そのような中で、柳が言う「誤った機械主義」の「誤った」との言葉遣いに、民藝観、後で触れる社会観、更には朝鮮と日本観に今もって、否、今だからこそより共感する一人として、或る救いのようなものを思うし、思いたい。

尚、その焼物の価格に関して、柳は1952年、画家で陶芸家のイギリス人バーナード・リーチ(1887~1979)と「民藝運動」の仲間で栃木県の益子焼の陶芸家・濱田 庄司(1894~1978)と共に、アメリカ各地で陶芸の講演、講習に赴いた時のことを書いたエッセイ『東洋的解決』で、こんなことを言っている。

「売る権利が自らの方にあると考えずに、売れるのはむしろ恵みだと考える。(中略)価格は双方(注:売り手と作り手)の権利の主張の妥協点で決まるのではなく、双方の無慾と感謝との接触点で決まるので米国の解決法とは別個の解決法による。私は西洋での解決は合理的特色があるが、東洋の解決の方が、もっと互いの幸福を約束する。」

最近、主にビジネス関係で[ウインウイン(WIN‐WIN)]との表現を見聞きするが、これも「東洋的解決」に入るのだろうか。私には、あまりに商業主義的過ぎて、それこそ欧米流合理・効率を感じさせ、心にスッと入って来ないが。
今日の陶芸界ではどうなのだろうか。やはり「価格があって価格のない世界」なのだろうか。
因みに、人間関係も含め、「WIN‐WIN」ではなく、「WIN‐WIN or NO DEAL」が、ベストな選択である旨、ネット上での語釈説明にあった。

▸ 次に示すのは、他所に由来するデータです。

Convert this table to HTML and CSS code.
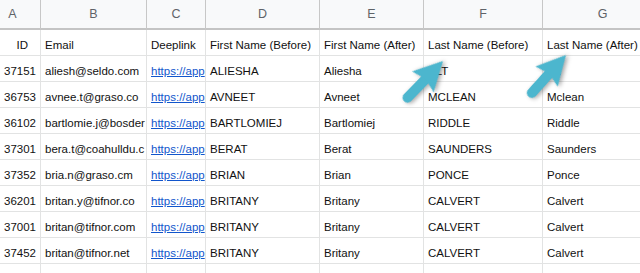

柳は、茶器を通して茶道への関心を示したことは既に記した。ここでその茶道に係る時代による変容の言葉を引用する。併せて岡倉天心の『茶の本』からも。

『雑器の美』(1926年)より。

「今は茶室を造るにも数寄をこらすが、その風格は賎(しず)が家(や)に因るものであろう。今も田舎家は美しい。茶室は清貧の徳を味わうのである。今は茶室において富貴を誇るが、末世の誤りを語るに過ぎぬ。今や茶道の真意は忘れられて来たのである。「茶」の美は「下手(げて)」の美である。貧の美である。」

『民藝とは何か』(1941年)より

「茶器も茶室も民器や民家の美を語っているのです。だがこの清貧は忘れられて、茶道は今や富貴の人々の玩びに移ったのです。茶器は今万金を要し、茶室は数寄をこらし、茶料理は珍味をととのえています。かくなった時すでに茶の道があるでしょうか。あり得るでしょうか。」

『茶の本』(1906年明治39年)の[花]の節より。

「今日の産業主義は、世界中いたるところで、真の風雅をしのぶことをますます困難ならしめている。今日ほどわれわれが茶室を必要といるときはあるまい。」

「野の花が年々少なくなってゆくのに気がつかれたことはないであろうか。それは彼ら賢人たちが、人間がもっと人間らしくなるまでこの世から去れと命じたのかもしれない。おそらく彼らは天国へ移住してしまったのであろう。」

これらの、今から77年前と92年前、更には112年前の言葉に現代性はなく、今読み返せば二人の感傷に過ぎないと言い得るのであろうか。
人はそれほどに日進月歩発展を遂げているのだろうか。
中学校か高校の歴史年表を見れば、それらが幻想であることは一目瞭然である。そもそもその前に自問すれば得心できるはずだ。